Sobre as gravações, ele sustenta que o único crime que ocorreu foi da pessoa que “o gravou sem o seu consentimento”. Ele disse ter uma ideia de quem pode ter feito isso, mas não cita nomes, para evitar ser processado.
O golpista não nega ter se comunicado com grupos armados – foram citados o Clã do Golfo e o ELN – ou que quisesse angariar apoio [inclusive externo] para a deposição de Petro, apenas contesta que isso constitua um golpe de Estado. Segundo ele, trata-se de “abraçar o neoconstitucionalismo, um movimento que busca reinterpretar e evoluir o constitucionalismo”.
Quando Yesid Lancheros, diretor da revista, lhe pergunta se a conclusão do mandato presidencial depende da vontade de Petro, Leyva responde: “Não. Isso é constitucionalismo dialógico.” Leyva insiste novamente em sua resposta seguinte que isso vai além da vontade do presidente: “Ele está mal. Que ele não aceite isso é outra questão.”

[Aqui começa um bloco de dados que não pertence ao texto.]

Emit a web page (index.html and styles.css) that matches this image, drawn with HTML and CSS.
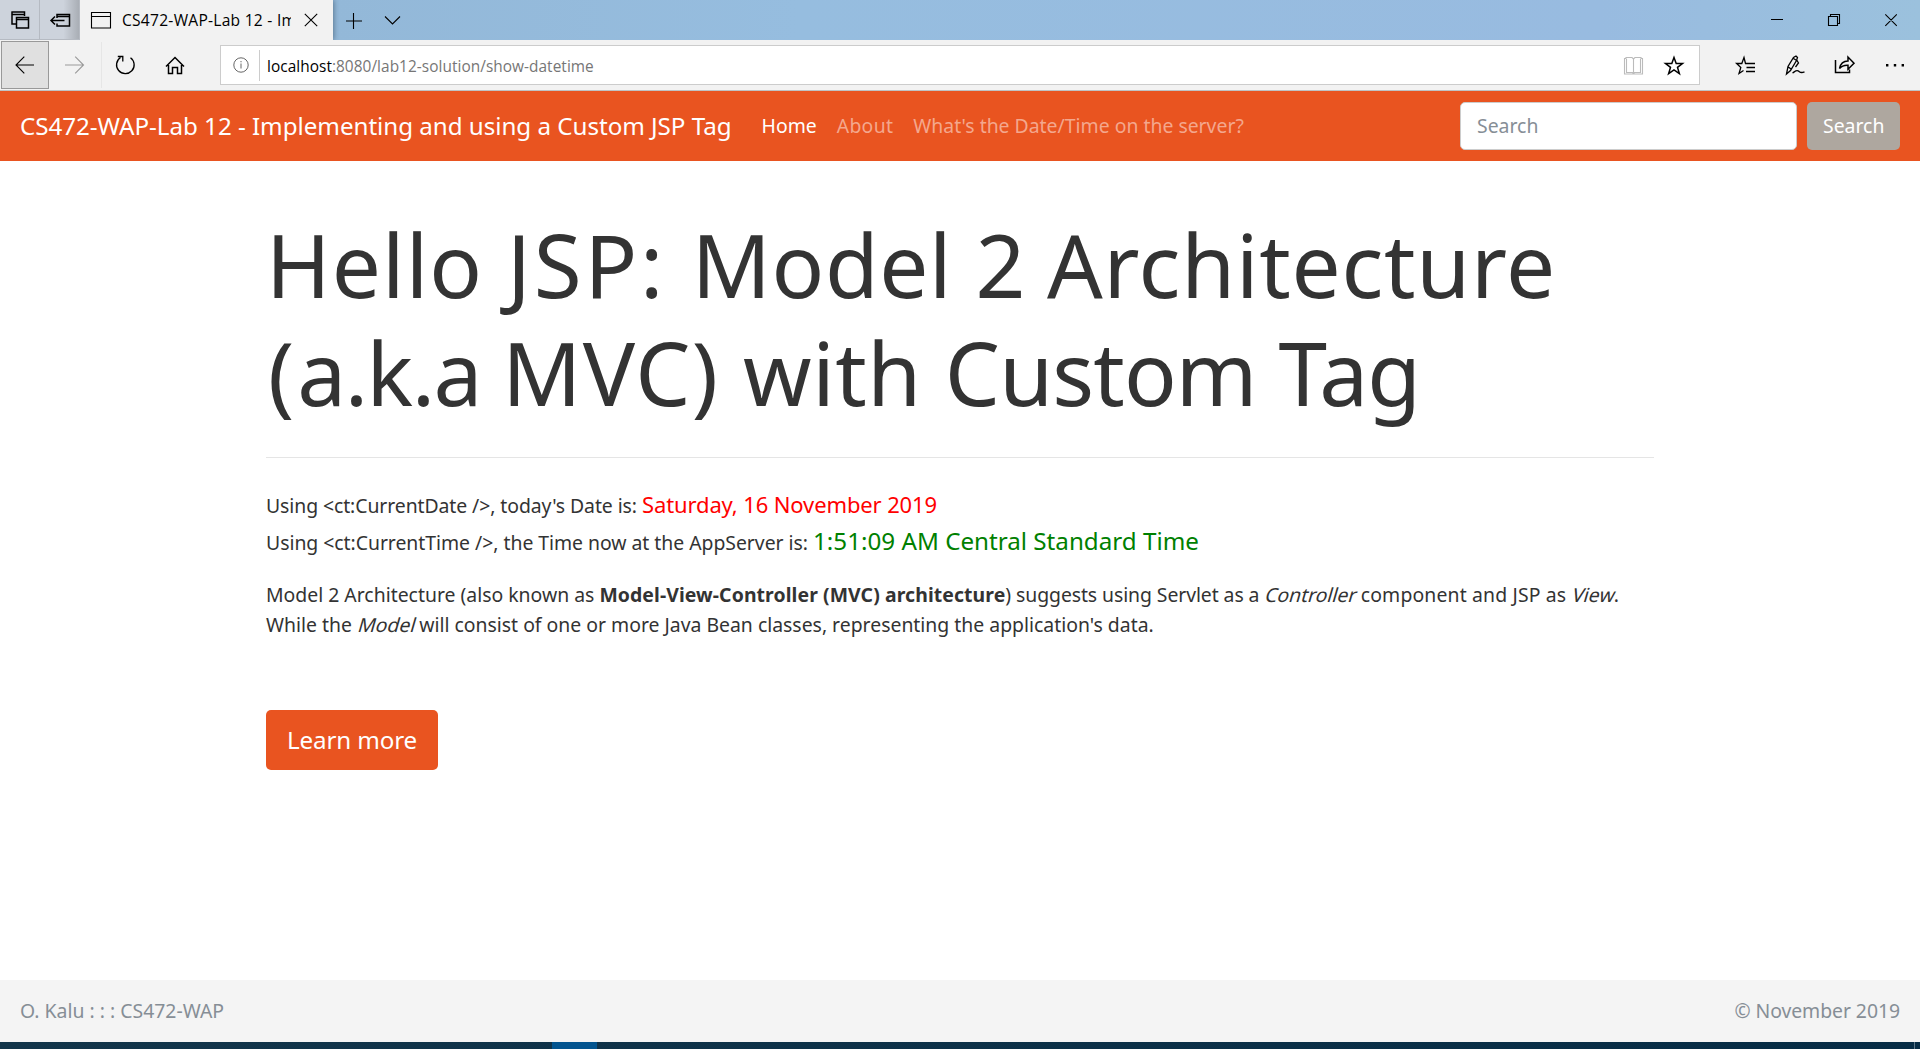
FILE: index.html
```html
<!DOCTYPE html>
<html lang="en">
<head>
<meta charset="utf-8">
<title>CS472-WAP-Lab 12 - Implementing and using a Custom JSP Tag</title>
<link rel="stylesheet" href="styles.css">
</head>
<body>
<header class="titlebar">
  <div class="tab-tool"><svg width="38" height="40" viewBox="1 0 38 40"><path d="M11.5 12h13v4M12 11.500v12.500h4M11.500 14.500h13M16.500 17.500h12v10.500h-12zM16.500 19.500h12" class="ink thick"/></svg></div>
  <div class="tab-tool tab-tool-last"><svg width="38" height="40" viewBox="41 0 38 40"><path d="M57 18v-3.500h12.500v11.500H57v-2.500M57 16.500h12.500M51 20.500h13.500M55 16.500l-4 4 4 4" class="ink thick"/></svg></div>
  <div class="tab">
    <svg width="22" height="18" viewBox="90 10 22 18"><path d="M91.500 11.500h19v15.500h-19zM91.500 15.500h19" class="ink"/></svg>
    <div class="tab-title">CS472-WAP-Lab 12 - Im</div>
    <svg class="tab-close" width="14" height="14" viewBox="0 0 14 14"><path d="M.8.800l12.400 12.400M13.200.800L.8 13.200" class="ink"/></svg>
  </div>
  <svg class="tab-actions" width="60" height="40" viewBox="342 0 60 40"><path d="M346 21h16M353.500 13v16M385 16.500l7.500 7.500 7.500-7.500" class="ink"/></svg>
  <svg class="window-controls" width="150" height="40" viewBox="1770 0 150 40"><path d="M1771 19.500h12M1828.500 16.500h9v9h-9zM1830.500 16v-1.500h9v9h-1.500M1885.300 14.300l11.500 11.500M1896.800 14.300l-11.500 11.500" class="ink"/></svg>
</header>
<div class="toolbar">
  <div class="back"><svg width="20" height="20" viewBox="15 55 20 20"><path d="M16 65h18M24.300 56.700L16 65l8.300 8.300" class="ink"/></svg></div>
  <svg class="nav-icons" width="171" height="50" viewBox="49 40 171 50">
    <path d="M65 65h18.500M75.200 56.700l8.300 8.300-8.300 8.300" class="ink pale"/>
    <path d="M101.500 42v46" class="hairline"/>
    <path d="M130.500 57.700A8.800 8.800 0 1 1 120.500 57.500M117.800 56.500h5v5" class="ink medium"/>
    <path d="M166 66.500l9-9 9 9M168.500 65v8.500h4v-6h5v6h4V65" class="ink thick"/>
  </svg>
  <div class="address">
    <svg class="info" width="16" height="16" viewBox="0 0 16 16"><circle cx="8" cy="8" r="7.200" class="ink mid"/><path d="M8 6.500v5M8 4v1.300" class="ink mid"/></svg>
    <span class="url-text"><b>localhost</b>:8080/lab12-solution/show-datetime</span>
    <svg class="address-icons" width="80" height="38" viewBox="1619 46 80 38">
      <path d="M1624.500 58.500h1.500v-1h6l1.500 1.500 1.500-1.500h6v1h1.500v15.500h-18zM1633.500 59v14M1626.500 59v13.500h6l1 1 1-1h6V59" class="ink book"/>
      <path d="M1674 57.500l2.200 6h6.300l-5 3.900 1.900 6.300-5.400-3.700-5.400 3.700 1.900-6.300-5-3.900h6.300z" class="ink thick"/>
    </svg>
  </div>
  <svg width="219" height="50" viewBox="1701 40 219 50">
    <path d="M1755 63.500h-9.500l-1.500-6-2.200 6h-5.200l4.200 3.900-1.800 6.100 4.500-3M1755 67.500h-8.500M1755 71.500h-9" class="ink medium"/>
    <path d="M1786.500 74l1.500-7.500 5.500-9 2.500-1.500 1.500 1.500-1 3-6 10zM1788.300 67l2.700 2M1793.500 58.500l4 2.500M1797 60.500l1.500 2.500-3 4M1792.500 73c2.500-1.500 3.500-3 5.500-2.200s2 3 6.500 1" class="ink medium"/>
    <path d="M1835.500 60v12.500h14v-3M1839.500 68.500c1-5 3.500-7.500 8.500-7.500v-4l6 6.200-6 6v-4c-4-.2-6.300.5-8.500 3.300z" class="ink thick"/>
    <path d="M1886 64h2.400v2.400h-2.400zM1893.800 64h2.400v2.400h-2.400zM1901.600 64h2.400v2.400h-2.400z"/>
  </svg>
</div>
<nav class="navbar">
  <a class="brand">CS472-WAP-Lab 12 - Implementing and using a Custom JSP Tag</a>
  <a class="link active">Home</a>
  <a class="link about-link">About</a>
  <a class="link">What's the Date/Time on the server?</a>
  <form class="search"><div class="input">Search</div><div class="btn">Search</div></form>
</nav>
<main class="content">
  <h1><span class="w-hello">Hello </span><span class="w-jsp">JSP: </span><span class="w-model">Model </span><span class="w-two">2 </span><span class="w-arch">Architecture</span><br><span class="w-paren">(</span><span class="w-aka">a.k.a </span><span class="w-mvc">MVC) </span><span class="w-with">with </span><span class="w-custom">Custom Tag</span></h1>
  <hr>
  <p class="line"><span class="snug">Using &lt;ct:CurrentDate /&gt;, today's Date is:</span> <span class="date">Saturday, 16 November 2019</span></p>
  <p class="line"><span class="snug-less">Using &lt;ct:CurrentTime /&gt;, the Time now at the AppServer is:</span> <span class="time">1:51:09 AM Central Standard Time</span></p>
  <p class="about">Model 2 Architecture (also known as <strong>Model-View-Controller (MVC) architecture</strong><span class="snug">) suggests using Servlet as a</span> <em>Controller</em> <span class="loose">component and JSP as</span> <em class="view">View</em>.<br>While the <em class="model">Model</em> will consist of one or more Java Bean classes, representing the application's data.</p>
  <a class="learn">Learn more</a>
</main>
<footer class="footer"><span>O. Kalu : : : CS472-WAP</span><span class="copyright">© November 2019</span></footer>
<div class="taskbar"><i class="running"></i><i class="peek"></i></div>
</body>
</html>
```
FILE: styles.css
```css
* { box-sizing: border-box; }
body { margin: 0; width: 1920px; height: 1049px; overflow: hidden; display: flex; flex-direction: column; background: #fff; color: #333; font: 19.4px/30px "Noto Sans", sans-serif; }
svg { display: block; flex: none; }
.ink { fill: none; stroke: #000; stroke-width: 1.1; }
.medium { stroke-width: 1.3; }
.thick { stroke-width: 1.5; }
.pale { stroke: #999; }
.mid { stroke: #666; stroke-width: 1; }
.book { stroke: #bbb; }
.hairline { stroke: #e6e6e6; }

/* Browser chrome */
.titlebar { height: 40px; flex: none; display: flex; background: linear-gradient(90deg, #cdd3dc 0, #cdd3dc 80px, #93b8d8 333px, #96bddf 800px, #98bbe0 1600px, #9bc1dd 1920px); }
.tab-tool { width: 40px; padding-left: 1px; border-right: 1px solid #b5bac2; border-bottom: 1px solid #b5bac2; }
.tab-tool-last { background: linear-gradient(90deg, transparent 60%, #a9aeb5); }
.tab { width: 253px; display: flex; align-items: center; padding: 0 14px 0 10px; background: #f2f2f2; font: 15.6px/40px "Open Sans", sans-serif; color: #000; box-shadow: 1px 0 5px #5c7a94; clip-path: inset(0 -6px 0 0); }
.tab-title { width: 169px; margin-left: 10px; overflow: hidden; white-space: nowrap; letter-spacing: .25px; }
.tab-close { margin-left: 13px; }
.tab-actions { margin-left: 9px; }
.window-controls { margin-left: auto; }

.toolbar { height: 51px; flex: none; display: flex; background: #f2f2f2; border-bottom: 1px solid #bfc3c5; }
.back { width: 48px; height: 48px; margin: 1px 0 0 1px; border: 1px solid #999; background: #e0e0e0; display: grid; place-items: center; }
.address { width: 1480px; height: 40px; margin: 5px 1px 0 0; display: flex; align-items: center; background: #fff; border: 1px solid #ccc; }
.info { margin-left: 12px; }
.url-text { margin-left: 10px; padding: 2px 0 0 7px; border-left: 1px solid #ccc; font: 15.4px/29px "Open Sans", sans-serif; color: #767676; letter-spacing: .05px; }
.url-text b { font-weight: 400; color: #000; }
.address-icons { margin-left: auto; }

/* Site navigation */
.navbar { height: 70px; flex: none; display: flex; align-items: center; padding: 0 20px; background: #e95420; color: #fff; white-space: nowrap; }
.brand { font-size: 24.2px; letter-spacing: -.04px; margin-right: 30px; }
.link { margin-right: 20px; color: #f4a78d; }
.link.active { color: #fff; }
.about-link { letter-spacing: .3px; }
.search { margin: 0 0 0 auto; display: flex; gap: 10px; }
.input { width: 337px; height: 48px; padding: 0 16px; line-height: 45px; background: #fff; border: 1px solid #ccc; border-radius: 5px; color: #868e96; }
.btn { width: 93px; height: 48px; padding: 0 16px; line-height: 47px; background: #aea79f; border-radius: 5px; }

/* Page body */
.content { flex: 1; padding: 50px 266px 0; white-space: nowrap; }
h1 { margin: 0; font-size: 87.3px; line-height: 108px; font-weight: 400; }
.w-hello { letter-spacing: 1.1px; }
.w-jsp { letter-spacing: 2.8px; }
.w-model { letter-spacing: .6px; }
.w-two { letter-spacing: -.6px; }
.w-arch { letter-spacing: .75px; }
.w-paren { margin-left: 2px; letter-spacing: 3px; }
.w-aka { letter-spacing: -1.5px; }
.w-mvc { letter-spacing: 1.2px; }
.w-with { letter-spacing: .5px; }
.w-custom { letter-spacing: -.85px; }
hr { margin: 30px 0 29px; border: 0; border-top: 1px solid #e5e5e5; }
.line { margin: 0; height: 37px; line-height: 37px; }
.snug { letter-spacing: -.077px; }
.snug-less { letter-spacing: -.03px; }
.loose { letter-spacing: .15px; }
.date { color: red; font-size: 22px; line-height: 0; letter-spacing: -.12px; }
.time { color: green; font-size: 24.2px; line-height: 0; }
.about { margin: 19px 0 70px; }
strong { letter-spacing: .1px; }
em { display: inline-block; font-style: normal; line-height: 20px; transform: skewX(-16deg); transform-origin: 0 80%; letter-spacing: 0; }
.learn { width: 172px; height: 60px; display: flex; justify-content: center; align-items: center; background: #e95420; border-radius: 5px; color: #fff; font-size: 24.2px; letter-spacing: -.15px; }

.footer { height: 62px; flex: none; display: flex; justify-content: space-between; align-items: center; padding: 0 20px; background: #f4f4f4; color: #868e96; }
.copyright { letter-spacing: -.06px; }
.taskbar { height: 7px; flex: none; display: flex; justify-content: space-between; padding: 0 5px 0 552px; background: linear-gradient(90deg, #12354a, #062c45); }
.running { width: 45px; background: #02548f; }
.peek { width: 1px; background: #5d7789; }
```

Leyva insistiu em que Petro não precisa necessariamente permanecer no poder até 7 de agosto de 2026: “Ele pode adoecer, qualquer coisa pode acontecer com um presidente eleito, ele pode morrer, por exemplo. Então, o que isso significa? Que o corpo deve ser conservado até o último dia do seu mandato?”
Em postagem na plataforma X, a ex-chanceler Laura Sarabia chamou Leyva de “maldoso e miserável, não consigo encontrar palavras melhores para descrevê-lo”. “Sua ambição sem limites por poder o levou a conspirar contra nossas instituições. Este não é apenas um ataque ao Petro, é um ataque à própria democracia”.